» **Stated problem**
Quote each line of the material verbatim, without the pictures.

◆ ◆ ◆ ◆ ◆ ◆ ◆

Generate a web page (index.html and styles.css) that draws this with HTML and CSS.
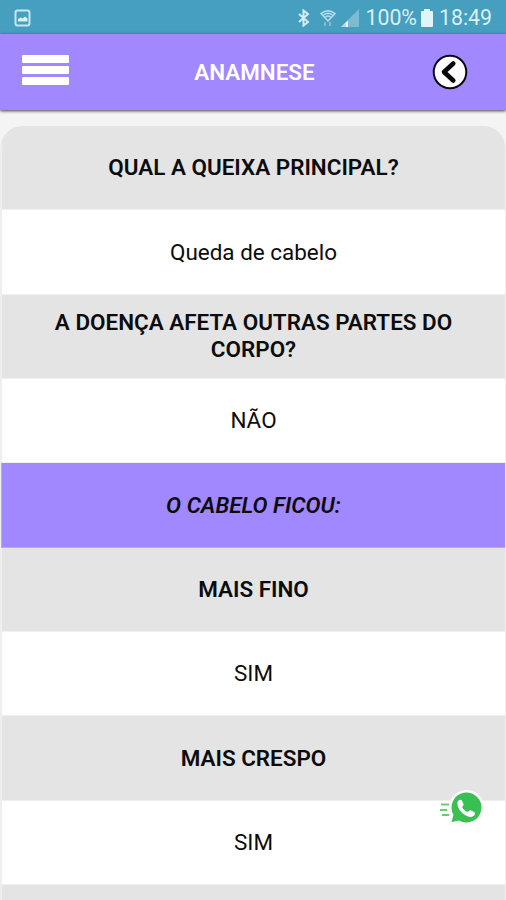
FILE: index.html
```html
<!DOCTYPE html>
<html lang="pt-BR">
<head>
<meta charset="utf-8">
<meta name="viewport" content="width=device-width, initial-scale=1">
<title>Anamnese</title>
<link rel="stylesheet" href="styles.css">
</head>
<body>
<div class="status">
  <svg class="photo" width="18" height="18" viewBox="0 0 18 18"><rect x="1.500" y="1.500" width="14" height="15" rx="2" fill="none" stroke="#c5e7f2" stroke-width="2"/><path d="M4 12.500V10l2.500-1.500 2 1 2.500-2 2.500 2v3z" fill="#d8f2f9"/></svg>
  <div class="indicators">
    <svg class="bluetooth" width="12" height="18" viewBox="0 0 12 18"><path d="M1 5l9 8-4.500 3.500V1.500L10 5l-9 8" fill="none" stroke="#d3edf5" stroke-width="2"/></svg>
    <svg class="wifi" width="16" height="18" viewBox="0 0 16 18"><g fill="none" stroke="#b9dfea" stroke-width="1.500"><path d="M1 4.500Q8-1 15 4.500L8 12z"/><path d="M3.500 6Q8 2.500 12.500 6M5.500 8Q8 6 10.500 8"/></g><path d="M4 13h2v4H4zM9 13h2v4H9z" fill="#80bdd0"/></svg>
    <svg class="signal" width="18" height="18" viewBox="0 0 18 18"><path d="M0 18L18 0v18z" fill="#7dbbd0"/><path d="M0 18l7-7v7z" fill="#b5dce8"/><path d="M5 13h2v5H5z" fill="#eefaff"/></svg>
    <span class="percent">100%</span>
    <svg class="battery" width="12" height="18" viewBox="0 0 12 18"><path d="M3 0h6v2h2q1 0 1 1v14q0 1-1 1H1q-1 0-1-1V3q0-1 1-1h2z" fill="#def5fa"/></svg>
    <span class="clock">18:49</span>
  </div>
</div>
<header class="bar">
  <div class="menu"><i></i><i></i><i></i></div>
  <h1>ANAMNESE</h1>
  <svg class="back" width="36" height="36" viewBox="0 0 36 36"><circle cx="18" cy="18" r="16.300" fill="#fff" stroke="#0b0812" stroke-width="2"/><path d="M21.300 9.500L12 18l9.300 8.500" fill="none" stroke="#080808" stroke-width="4.600" stroke-linecap="round" stroke-linejoin="round"/></svg>
</header>
<main class="sheet">
  <div class="row question">QUAL A QUEIXA PRINCIPAL?</div>
  <div class="row">Queda de cabelo</div>
  <div class="row question">A DOENÇA AFETA OUTRAS PARTES DO CORPO?</div>
  <div class="row">NÃO</div>
  <div class="row section">O CABELO FICOU:</div>
  <div class="row question">MAIS FINO</div>
  <div class="row">SIM</div>
  <div class="row question">MAIS CRESPO</div>
  <div class="row">SIM</div>
  <div class="row question next"></div>
</main>
<svg class="whatsapp" width="48" height="40" viewBox="0 0 48 40"><path d="M9 37l2.300-9A18 18 0 1 1 19 36z" fill="#fafafa"/><path d="M12.500 34l2-7A15 15 0 1 1 20 32.500z" fill="#38c152"/><path d="M18.800 13.500c1-2 3.600-2.500 4.300-.8l1.400 3.500c.4 1-.9 2-1.500 2.900 1.300 2.500 3 4 5.700 5 1-.9 1.900-2.300 3-1.800l3.700 2c1.700 1-.4 4.800-3.700 4.700-6.500-.3-15.200-9-12.900-15.500z" fill="#fff"/><path d="M2 16.500h8M1 22h7M3 27h7" stroke="#64cf79" stroke-width="2"/></svg>
</body>
</html>
```
FILE: styles.css
```css
* { box-sizing: border-box; }
body {
  margin: 0;
  height: 900px;
  overflow: hidden;
  position: relative;
  background: #f4f4f4;
  color: #0c0c0c;
  font-family: Roboto, "Liberation Sans", sans-serif;
}
.status {
  height: 34px;
  padding: 1px 14px 0;
  display: flex;
  align-items: center;
  justify-content: space-between;
  background: #469fbe;
  color: #d9f0f6;
}
.status svg { display: block; flex: none; }
.indicators { display: flex; align-items: center; white-space: nowrap; }
.bluetooth { margin-right: -1px; }
.wifi { margin-left: 11px; }
.signal { margin-left: 5px; }
.percent { margin-left: 6px; font-size: 21.3px; }
.battery { margin-left: 4px; }
.clock { margin-left: 6px; font-size: 21.3px; }
.bar {
  height: 76px;
  padding: 0 38px 0 22px;
  display: grid;
  grid-template-columns: 47px 1fr 36px;
  align-items: center;
  background: #a288ff;
  box-shadow: 0 1px 3px rgba(0, 0, 0, .75);
}
.menu { display: grid; gap: 3px; margin-top: -5px; }
.menu i { height: 8px; background: #fff; border-radius: 1px; }
.bar h1 {
  margin: 0;
  padding-left: 8px;
  text-align: center;
  color: #fff;
  font-size: 22.4px;
  font-weight: 600;
}
.sheet {
  height: 774px;
  margin-top: 16px;
  border-radius: 22px 22px 0 0;
  overflow: hidden;
  border: solid #eee;
  border-width: 0 1px;
}
.row {
  height: 84.35px;
  padding: 0 40px;
  display: flex;
  align-items: center;
  justify-content: center;
  text-align: center;
  background: #fff;
  border: 1px solid #efefef;
  border-width: 0 0 1px 1px;
  font-size: 22.45px;
  line-height: 27px;
}
.question { background: #e4e4e4; font-weight: 600; }
.section { background: #a288ff; font-weight: 600; font-style: italic; border-color: #b9a7ff; }
.next { height: 14.85px; border-bottom: 0; }
.whatsapp { position: absolute; left: 439px; top: 788px; }
```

◆ ◆ ◆ ◆ ◆ ◆ ◆

» **Answer to the problem**
Generate a web page (index.html and styles.css) that draws this with HTML and CSS.
FILE: index.html
```html
<!DOCTYPE html>
<html lang="pt-BR">
<head>
<meta charset="utf-8">
<meta name="viewport" content="width=device-width, initial-scale=1">
<title>Anamnese</title>
<link rel="stylesheet" href="styles.css">
</head>
<body>
<div class="status">
  <svg class="photo" width="18" height="18" viewBox="0 0 18 18"><rect x="1.500" y="1.500" width="14" height="15" rx="2" fill="none" stroke="#c5e7f2" stroke-width="2"/><path d="M4 12.500V10l2.500-1.500 2 1 2.500-2 2.500 2v3z" fill="#d8f2f9"/></svg>
  <div class="indicators">
    <svg class="bluetooth" width="12" height="18" viewBox="0 0 12 18"><path d="M1 5l9 8-4.500 3.500V1.500L10 5l-9 8" fill="none" stroke="#d3edf5" stroke-width="2"/></svg>
    <svg class="wifi" width="16" height="18" viewBox="0 0 16 18"><g fill="none" stroke="#b9dfea" stroke-width="1.500"><path d="M1 4.500Q8-1 15 4.500L8 12z"/><path d="M3.500 6Q8 2.500 12.500 6M5.500 8Q8 6 10.500 8"/></g><path d="M4 13h2v4H4zM9 13h2v4H9z" fill="#80bdd0"/></svg>
    <svg class="signal" width="18" height="18" viewBox="0 0 18 18"><path d="M0 18L18 0v18z" fill="#7dbbd0"/><path d="M0 18l7-7v7z" fill="#b5dce8"/><path d="M5 13h2v5H5z" fill="#eefaff"/></svg>
    <span class="percent">100%</span>
    <svg class="battery" width="12" height="18" viewBox="0 0 12 18"><path d="M3 0h6v2h2q1 0 1 1v14q0 1-1 1H1q-1 0-1-1V3q0-1 1-1h2z" fill="#def5fa"/></svg>
    <span class="clock">18:49</span>
  </div>
</div>
<header class="bar">
  <div class="menu"><i></i><i></i><i></i></div>
  <h1>ANAMNESE</h1>
  <svg class="back" width="36" height="36" viewBox="0 0 36 36"><circle cx="18" cy="18" r="16.300" fill="#fff" stroke="#0b0812" stroke-width="2"/><path d="M21.300 9.500L12 18l9.300 8.500" fill="none" stroke="#080808" stroke-width="4.600" stroke-linecap="round" stroke-linejoin="round"/></svg>
</header>
<main class="sheet">
  <div class="row question">QUAL A QUEIXA PRINCIPAL?</div>
  <div class="row">Queda de cabelo</div>
  <div class="row question">A DOENÇA AFETA OUTRAS PARTES DO CORPO?</div>
  <div class="row">NÃO</div>
  <div class="row section">O CABELO FICOU:</div>
  <div class="row question">MAIS FINO</div>
  <div class="row">SIM</div>
  <div class="row question">MAIS CRESPO</div>
  <div class="row">SIM</div>
  <div class="row question next"></div>
</main>
<svg class="whatsapp" width="48" height="40" viewBox="0 0 48 40"><path d="M9 37l2.300-9A18 18 0 1 1 19 36z" fill="#fafafa"/><path d="M12.500 34l2-7A15 15 0 1 1 20 32.500z" fill="#38c152"/><path d="M18.800 13.500c1-2 3.600-2.500 4.300-.8l1.400 3.500c.4 1-.9 2-1.500 2.900 1.300 2.500 3 4 5.700 5 1-.9 1.900-2.300 3-1.800l3.700 2c1.700 1-.4 4.800-3.700 4.700-6.500-.3-15.200-9-12.900-15.500z" fill="#fff"/><path d="M2 16.500h8M1 22h7M3 27h7" stroke="#64cf79" stroke-width="2"/></svg>
</body>
</html>
```
FILE: styles.css
```css
* { box-sizing: border-box; }
body {
  margin: 0;
  height: 900px;
  overflow: hidden;
  position: relative;
  background: #f4f4f4;
  color: #0c0c0c;
  font-family: Roboto, "Liberation Sans", sans-serif;
}
.status {
  height: 34px;
  padding: 1px 14px 0;
  display: flex;
  align-items: center;
  justify-content: space-between;
  background: #469fbe;
  color: #d9f0f6;
}
.status svg { display: block; flex: none; }
.indicators { display: flex; align-items: center; white-space: nowrap; }
.bluetooth { margin-right: -1px; }
.wifi { margin-left: 11px; }
.signal { margin-left: 5px; }
.percent { margin-left: 6px; font-size: 21.3px; }
.battery { margin-left: 4px; }
.clock { margin-left: 6px; font-size: 21.3px; }
.bar {
  height: 76px;
  padding: 0 38px 0 22px;
  display: grid;
  grid-template-columns: 47px 1fr 36px;
  align-items: center;
  background: #a288ff;
  box-shadow: 0 1px 3px rgba(0, 0, 0, .75);
}
.menu { display: grid; gap: 3px; margin-top: -5px; }
.menu i { height: 8px; background: #fff; border-radius: 1px; }
.bar h1 {
  margin: 0;
  padding-left: 8px;
  text-align: center;
  color: #fff;
  font-size: 22.4px;
  font-weight: 600;
}
.sheet {
  height: 774px;
  margin-top: 16px;
  border-radius: 22px 22px 0 0;
  overflow: hidden;
  border: solid #eee;
  border-width: 0 1px;
}
.row {
  height: 84.35px;
  padding: 0 40px;
  display: flex;
  align-items: center;
  justify-content: center;
  text-align: center;
  background: #fff;
  border: 1px solid #efefef;
  border-width: 0 0 1px 1px;
  font-size: 22.45px;
  line-height: 27px;
}
.question { background: #e4e4e4; font-weight: 600; }
.section { background: #a288ff; font-weight: 600; font-style: italic; border-color: #b9a7ff; }
.next { height: 14.85px; border-bottom: 0; }
.whatsapp { position: absolute; left: 439px; top: 788px; }
```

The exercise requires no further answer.